De acordo com o pesquisador da Embrapa Samuel Oliveira, o item de maior peso nesse índice foi a alimentação do rebanho. O preço da soja e do milho, utilizados na formulação da ração concentrada, em curva ascendente há cinco anos, disparou durante a pandemia. Para se ter uma ideia, a produção e a compra de volumosos registraram aumento de 75%, a alimentação concentrada, 26%, e o sal mineral, 53%.
Os outros fatores que também pressionaram os custos foram a alta da energia elétrica e a dos combustíveis, com elevação de 27% em 12 meses, Vale lembrar que o preço do petróleo também impacta o preço dos fertilizantes.
De acordo com as análises da Embrapa Gado de Leite, os custos mais elevados de produção e redução de preços reais recebidos pelos produtores, na faixa 5% em, 2021, encolheram as margens de lucro.
Preços em queda
Em 2020, o preço real líquido do leite pago ao produtor fechou o ano em R$ 2,44, ante R$ 2,13 em dezembro do ano passado.

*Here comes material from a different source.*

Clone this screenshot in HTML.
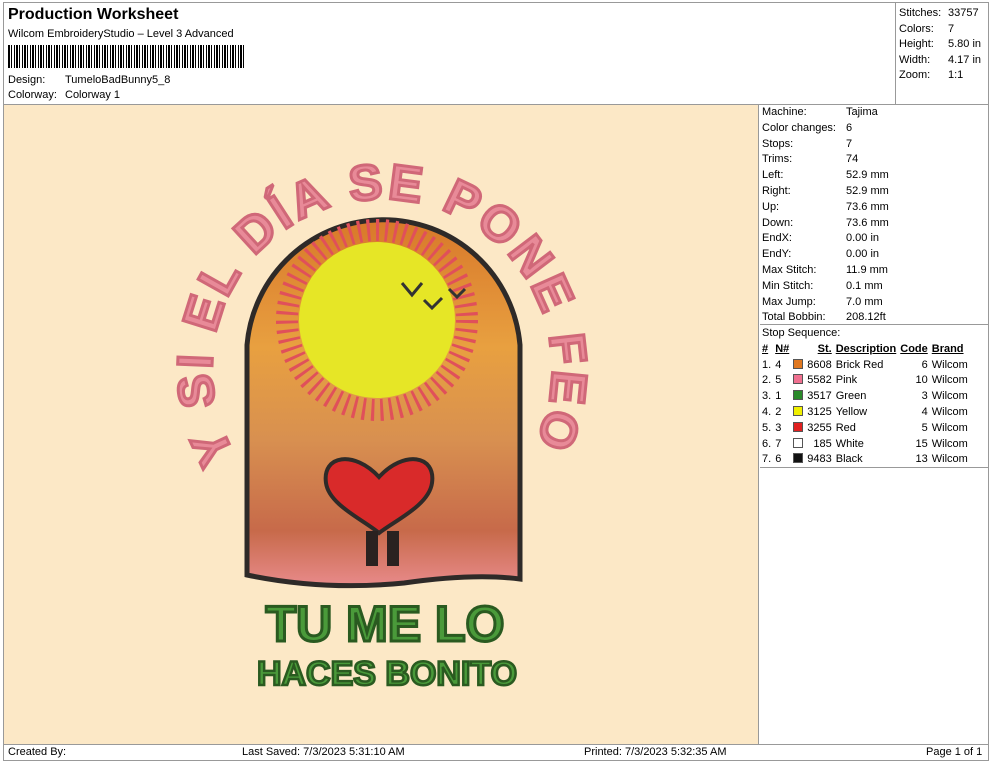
<!DOCTYPE html>
<html><head><meta charset="utf-8"><style>
*{margin:0;padding:0;box-sizing:border-box}
body{width:990px;height:762px;background:#fff;font-family:"Liberation Sans",Arial,sans-serif;font-size:11px;color:#000;position:relative;overflow:hidden}
.a{position:absolute;white-space:nowrap}
.bx{position:absolute;border:1px solid #999}
table{border-collapse:collapse;font-size:11px}
td{padding:0 2px;height:15.8px;white-space:nowrap}
.sw{display:inline-block;width:10px;height:10px;border:1px solid #555;vertical-align:-1px}
</style></head><body>
<div class="bx" style="left:3px;top:2px;width:986px;height:759px"></div>
<div class="bx" style="left:3px;top:2px;width:893px;height:103px"></div>
<div class="bx" style="left:895px;top:2px;width:94px;height:103px"></div>
<div class="a" style="left:8px;top:6px;font-size:16px;font-weight:bold">Production Worksheet</div>
<div class="a" style="left:8px;top:28px">Wilcom EmbroideryStudio – Level 3 Advanced</div>
<div class="a" style="left:8px;top:45px;width:236px;height:23px;background:repeating-linear-gradient(90deg,#000 0 2px,#fff 2px 3px,#000 3px 4px,#fff 4px 6px,#000 6px 7px,#fff 7px 8px)"></div>
<div class="a" style="left:8px;top:74px">Design:</div><div class="a" style="left:65px;top:74px">TumeloBadBunny5_8</div>
<div class="a" style="left:8px;top:89px">Colorway:</div><div class="a" style="left:65px;top:89px">Colorway 1</div>
<div class="a" style="left:899px;top:6px;line-height:15.6px">Stitches:<br>Colors:<br>Height:<br>Width:<br>Zoom:</div>
<div class="a" style="left:948px;top:6px;line-height:15.6px">33757<br>7<br>5.80 in<br>4.17 in<br>1:1</div>
<div class="a" style="left:4px;top:105px;width:755px;height:639px;background:#fce8c6;border-right:1px solid #999"></div>
<svg class="a" style="left:4px;top:105px" width="755" height="639">
<defs><linearGradient id="g" x1="0" y1="0" x2="0" y2="1">
<stop offset="0" stop-color="#d8782a"/><stop offset=".35" stop-color="#e8a040"/><stop offset=".6" stop-color="#d89050"/><stop offset=".85" stop-color="#c76a4a"/><stop offset="1" stop-color="#e88a8a"/></linearGradient>
<path id="arc" d="M239,362 A170,170 0 1 1 517,362"/></defs>
<path d="M243,470 L243,240 A137,137 0 0 1 516,240 L516,474 Q470,468 400,478 Q320,486 243,470Z" fill="url(#g)" stroke="#2e2a28" stroke-width="5"/>
<circle cx="373" cy="215" r="90" fill="none" stroke-dasharray="3 6" stroke-width="22" stroke="#e0505a"/>
<circle cx="373" cy="215" r="78" fill="#e6e626"/>
<path d="M398,178 l10,12 l10,-12 M420,195 l8,8 l10,-10 M445,184 l8,8 l8,-8" stroke="#333" stroke-width="3" fill="none"/>
<path d="M375,372 C350,345 318,350 322,378 C325,400 360,415 375,428 C392,415 425,400 428,378 C432,350 400,345 375,372Z" fill="#d92a2a" stroke="#2e2a28" stroke-width="4"/>
<rect x="362" y="426" width="12" height="35" fill="#2a2220"/><rect x="383" y="426" width="12" height="35" fill="#2a2220"/>
<text font-family="Liberation Sans" font-weight="bold" font-size="50" fill="#e88a98" stroke="#d06878" stroke-width="3"><textPath href="#arc" textLength="700" lengthAdjust="spacing" startOffset="14">Y SI EL DÍA SE PONE FEO</textPath></text>
<text x="381" y="536" font-family="Liberation Sans" font-weight="bold" font-size="50" fill="#4a9a3a" stroke="#2a5a20" stroke-width="3" text-anchor="middle">TU ME LO</text>
<text x="383" y="580" font-family="Liberation Sans" font-weight="bold" font-size="34" fill="#4a9a3a" stroke="#2a5a20" stroke-width="2.5" text-anchor="middle">HACES BONITO</text>
</svg>
<div class="a" style="left:762px;top:105px;line-height:15.8px;padding-top:0">Machine:<br>Color changes:<br>Stops:<br>Trims:<br>Left:<br>Right:<br>Up:<br>Down:<br>EndX:<br>EndY:<br>Max Stitch:<br>Min Stitch:<br>Max Jump:<br>Total Bobbin:<br>Stop Sequence:</div>
<div class="a" style="left:846px;top:105px;line-height:15.8px">Tajima<br>6<br>7<br>74<br>52.9 mm<br>52.9 mm<br>73.6 mm<br>73.6 mm<br>0.00 in<br>0.00 in<br>11.9 mm<br>0.1 mm<br>7.0 mm<br>208.12ft</div>
<div class="a" style="left:760px;top:324px;width:229px;border-top:1px solid #999"></div>
<div class="a" style="left:760px;top:467px;width:229px;border-top:1px solid #999"></div>
<table class="a" style="left:760px;top:341px">
<tr style="font-weight:bold;text-decoration:underline"><td>#</td><td>N#</td><td></td><td style="text-align:right">St.</td><td>Description</td><td style="text-align:right">Code</td><td>Brand</td></tr>
<tr><td>1.</td><td>4</td><td><span class="sw" style="background:#e07820"></span></td><td>8608</td><td>Brick Red</td><td align="right">6</td><td>Wilcom</td></tr>
<tr><td>2.</td><td>5</td><td><span class="sw" style="background:#f07090"></span></td><td>5582</td><td>Pink</td><td align="right">10</td><td>Wilcom</td></tr>
<tr><td>3.</td><td>1</td><td><span class="sw" style="background:#2a8a2a"></span></td><td>3517</td><td>Green</td><td align="right">3</td><td>Wilcom</td></tr>
<tr><td>4.</td><td>2</td><td><span class="sw" style="background:#f0f000"></span></td><td>3125</td><td>Yellow</td><td align="right">4</td><td>Wilcom</td></tr>
<tr><td>5.</td><td>3</td><td><span class="sw" style="background:#e02020"></span></td><td>3255</td><td>Red</td><td align="right">5</td><td>Wilcom</td></tr>
<tr><td>6.</td><td>7</td><td><span class="sw" style="background:#fff"></span></td><td align="right">185</td><td>White</td><td align="right">15</td><td>Wilcom</td></tr>
<tr><td>7.</td><td>6</td><td><span class="sw" style="background:#111"></span></td><td>9483</td><td>Black</td><td align="right">13</td><td>Wilcom</td></tr>
</table>
<div class="a" style="left:3px;top:744px;width:986px;border-top:1px solid #999"></div>
<div class="a" style="left:8px;top:746px">Created By:</div>
<div class="a" style="left:242px;top:746px">Last Saved: 7/3/2023 5:31:10 AM</div>
<div class="a" style="left:584px;top:746px">Printed: 7/3/2023 5:32:35 AM</div>
<div class="a" style="left:926px;top:746px">Page 1 of 1</div>
</body></html>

No mercado spot (compra de leite entre laticínios), a queda foi ainda maior: dados de dezembro de 2021 apontavam um preço médio de R$ 2,08 em Minas Gerais. Na entressafra desse mesmo ano, o leite no mercado spot mineiro alcançou o pico de R$ 2,78.
No atacado dos itens processados pelos laticínios, os principais produtos também registraram queda real de preços em 2021. O preço do leite UHT caiu 8,9%, passando de R$3,88/litro em 2020 para R$3,53/litro em 2021. O queijo mussarela foi o que mais subiu de preço no primeiro ano de pandemia e encerrou o ano passado próximo do seu preço histórico (R$ 27,30/kg, em 2020.
O produto chegou a ser vendido pela indústria por cerca de R$ 30,00/kg). Segundo Bellini, os valores na indústria também sofreram os impactos dos custos de produção, logística e energia.